The texture is slightly more three-dimensional on second track “half-speed addict starts with broken wollensak,” a briefer song whose fibers consist of more recognizable instruments and sources. Yet that tangibility doesn’t make the song any less unnerving, and the jittering layers of piano that ring throughout sound like the bell ringing over Ebenezer Scrooge’s door – meaning you spend the whole song waiting for the ghost of Jacob Marley. Indeed, there’s something spectral about the free-floating waves of noise that do eventually rise to envelop that chatter of harmony, like a blossoming fog. But that haunted-house burst really arrives on the following piece, “slowed rugs,” which largely consists of soft-focus reverb and lightly grinding noise until the song’s final minute, where the pulse begins to accelerate till the whole thing eclipses into a twirling symphony of clanking noise.

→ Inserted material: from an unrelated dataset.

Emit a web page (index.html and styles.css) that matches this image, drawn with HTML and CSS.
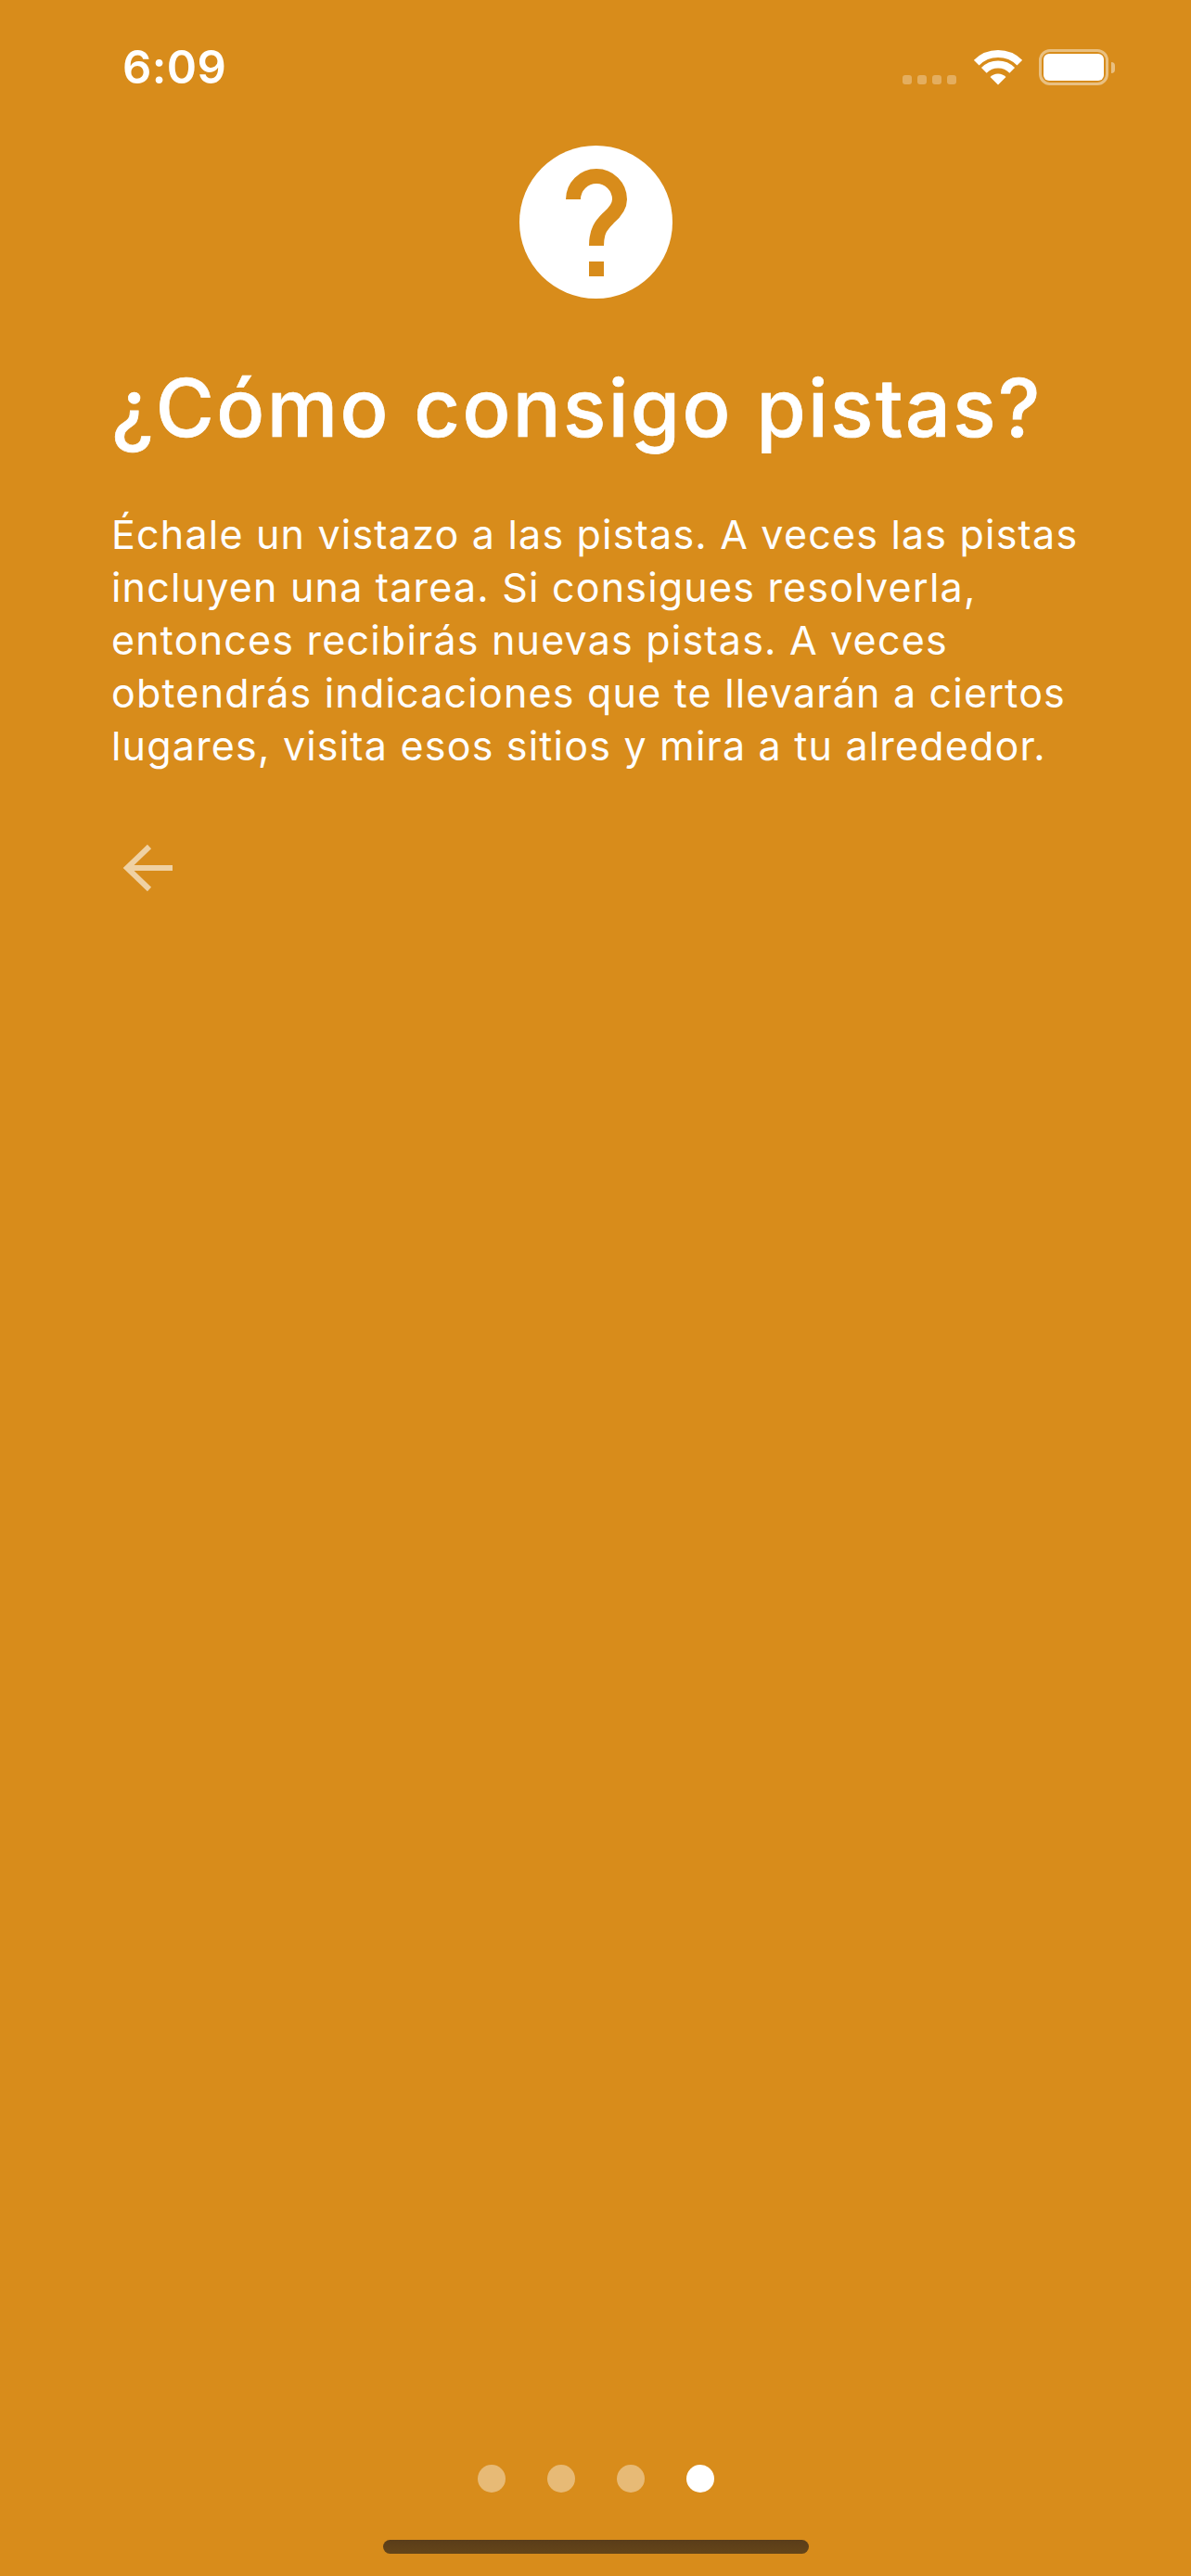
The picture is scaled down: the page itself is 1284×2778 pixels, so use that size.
FILE: index.html
```html
<!DOCTYPE html>
<html lang="es">
<head>
	<meta charset="UTF-8">
	<meta name="viewport" content="width=device-width, initial-scale=1.0">
	<title>¿Cómo consigo pistas?</title>
	<link rel="stylesheet" href="styles.css">
</head>
<body>
	<div class="screen">
		<div class="status">
			<span class="status__time">6:09</span>
			<div class="status__icons">
				<div class="signal">
					<i></i><i></i><i></i><i></i>
				</div>
				<svg class="wifi" viewBox="0 0 52 38" width="52" height="38">
					<path d="M2.7 13.7A33 33 0 0 1 49.3 13.7" />
					<path d="M10.8 21.8A21.5 21.5 0 0 1 41.2 21.8" />
					<path class="wifi__dot" d="M26 37.5L17.5 29A12 12 0 0 1 34.5 29Z" />
				</svg>
				<div class="battery">
					<div class="battery__body"><div class="battery__level"></div></div>
					<div class="battery__nub"></div>
				</div>
			</div>
		</div>

		<div class="content">
			<svg class="help" viewBox="0 0 165 165" width="165" height="165">
				<circle cx="82.5" cy="82.5" r="82.5" fill="#fff" />
				<path class="help__mark" d="M58 58A25 25 0 0 1 108 58C108 66 103 72 96 78C88 86 83 92 83 108" />
				<rect class="help__dot" x="75" y="125" width="16" height="16" />
			</svg>
			<h1 class="title">¿Cómo consigo pistas?</h1>
			<p class="text">Échale un vistazo a las pistas. A veces las pistas<br>incluyen una tarea. Si consigues resolverla,<br>entonces recibirás nuevas pistas. A veces<br>obtendrás indicaciones que te llevarán a ciertos<br>lugares, visita esos sitios y mira a tu alrededor.</p>
			<svg class="back" viewBox="0 0 54 54" width="54" height="54">
				<path d="M54 26H5M29 3L5 26L29 49" />
			</svg>
		</div>

		<div class="footer">
			<div class="dots">
				<span class="dots__item"></span>
				<span class="dots__item"></span>
				<span class="dots__item"></span>
				<span class="dots__item dots__item--active"></span>
			</div>
			<div class="home-bar"></div>
		</div>
	</div>
</body>
</html>
```
FILE: styles.css
```css
* {
	box-sizing: border-box;
}
body {
	margin: 0;
	background: #d88c1b;
	color: #fff;
	font-family: Inter, "Liberation Sans", sans-serif;
}
.screen {
	display: flex;
	flex-direction: column;
	height: 2778px;
	overflow: hidden;
}

.status {
	display: flex;
	justify-content: space-between;
	align-items: flex-start;
	height: 157px;
	padding: 44px 82px 0 132px;
}
.status__time {
	font-size: 49px;
	font-weight: 600;
	line-height: 58px;
	letter-spacing: .4px;
}
.status__icons {
	display: flex;
	align-items: flex-end;
	height: 39px;
	margin-top: 9px;
}
.signal {
	display: flex;
	gap: 6px;
	margin: 0 19px 1px 0;
}
.signal i {
	width: 10px;
	height: 10px;
	border-radius: 3px;
	background: rgba(255, 255, 255, .3);
}
.wifi {
	display: block;
	margin-right: 18px;
}
.wifi path {
	fill: none;
	stroke: #fff;
	stroke-width: 8;
}
.wifi .wifi__dot {
	fill: #fff;
	stroke: none;
}
.battery {
	display: flex;
	align-items: center;
	gap: 3px;
}
.battery__body {
	width: 75px;
	height: 39px;
	padding: 2px;
	border: 3.5px solid rgba(255, 255, 255, .45);
	border-radius: 12px;
}
.battery__level {
	height: 100%;
	border-radius: 6px;
	background: #fff;
}
.battery__nub {
	width: 4px;
	height: 12px;
	border-radius: 0 6px 6px 0;
	background: rgba(255, 255, 255, .45);
}

.content {
	display: flex;
	flex-direction: column;
	padding: 0 120px;
}
.help {
	display: block;
	align-self: center;
}
.help__mark {
	fill: none;
	stroke: #d88c1b;
	stroke-width: 16;
}
.help__dot {
	fill: #d88c1b;
}
.title {
	margin: 66px 0 0;
	font-size: 86px;
	font-weight: 500;
	line-height: 104px;
	letter-spacing: 2.45px;
	white-space: nowrap;
	-webkit-text-stroke: .7px #fff;
}
.text {
	margin: 56px 0 0;
	font-size: 43px;
	font-weight: 400;
	line-height: 57px;
	letter-spacing: 1.2px;
	white-space: nowrap;
}
.back {
	display: block;
	margin: 77px 0 0 12px;
}
.back path {
	fill: none;
	stroke: rgba(255, 255, 255, .6);
	stroke-width: 6;
}

.footer {
	display: flex;
	flex-direction: column;
	align-items: center;
	margin-top: auto;
	padding-bottom: 24px;
}
.dots {
	display: flex;
	gap: 45px;
	margin-bottom: 51px;
}
.dots__item {
	width: 30px;
	height: 30px;
	border-radius: 50%;
	background: rgba(255, 255, 255, .4);
}
.dots__item--active {
	background: #fff;
}
.home-bar {
	width: 459px;
	height: 15px;
	border-radius: 8px;
	background: linear-gradient(#5a3d19, #654519);
}
```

Given the blue-black pallet of the album’s opening third, a slow-tide churning of electric byproduct, it’s both a welcome and startling change when “drake motel - 9 gold cadillacs” begins with the friendly buzz of a slurring harmonica. Eventually an aged voice begins to philosophize on sharing harmonicas, on exhaustion, on family history, on the Bible, as a curling afterthought of acoustic guitar entertains itself in the background. It’s an entirely different sort of “found sound,” the kind of thing Alan and John Lomax might have recorded on a country store porch in the Depression-era Mississippi Delta, rather than the carefully pitched abstract impressionist slow-drips of the rest of the album. As such, there’s a warm comfort to “drake motel” that is emphasized by the eerie, aggressive, caustic elements that surround it. That the interlude is barely a minute long, compared to the five-plus minute spans of songs like “slowed rugs” speaks volumes about the headspace Bryant and Doria are most interested in building – and maintaining. And sure enough, “windpipe gtrs” follows that respite with a gloaming moan not unlike a foghorn, hanging in the middle distance in queasy dissonance. In fact, that singular sound constitutes the entirety of “windpipe gtrs,” the minute changes in texture and harmony and aura being the only thing that makes the piece anything other than three minutes spent with one singular drone. Your appreciation of such a passage of course hinge largely on both your tastes and patience. An earnest appreciator of such sounds would call this “connoisseur music” (or some such euphemism), art to be appreciated for its ultra-fine details; a more cynical listener might call it bullshit. Likely its somewhere in the middle, and Hiss Tracts’ dedication to minimalism, precision, and delicacy is impressive, even if the results ask a great deal of the listener, bordering on ponderousness. Of course, Spotify and iTunes have insured that we’ve never been tasked with less; perhaps a true believer would call “windpipe gtrs” something like an antidote. There are worse things than music that asks you to invest.

The rest of Shortwave Nights is more kinetic, more chaotic, more willing to unsettle the listener with sudden bursts of cacophony and atonality rather than the creeping dread of something like “windpipe gtrs.” “halo getters” and “test recording at trembling city” both spend a certain amount of time cycling in slow-motion before taking sharp left turns into wild caterwauls. The latter is especially affecting. Clocking in at over seven minutes, “test recording at trembling city” is the album’s second longest song, and its most beautiful, wavering in an oddly pleasant equinox haze, not unlike the only-slightly off-kilter etudes of Stravinsky, before suddenly falling apart in harrowing shambles (again, like Stravinsky). “test recording at trembling city” gives the listener its best version of what Hiss Tracts does, creating bordering worlds that either slowly eclipse into one another, or else violently collide. The surrounding album excels when it approaches that sort of cinematics, and falters when it all but requires whatever accompaniment you might bring to it – say a good book perhaps.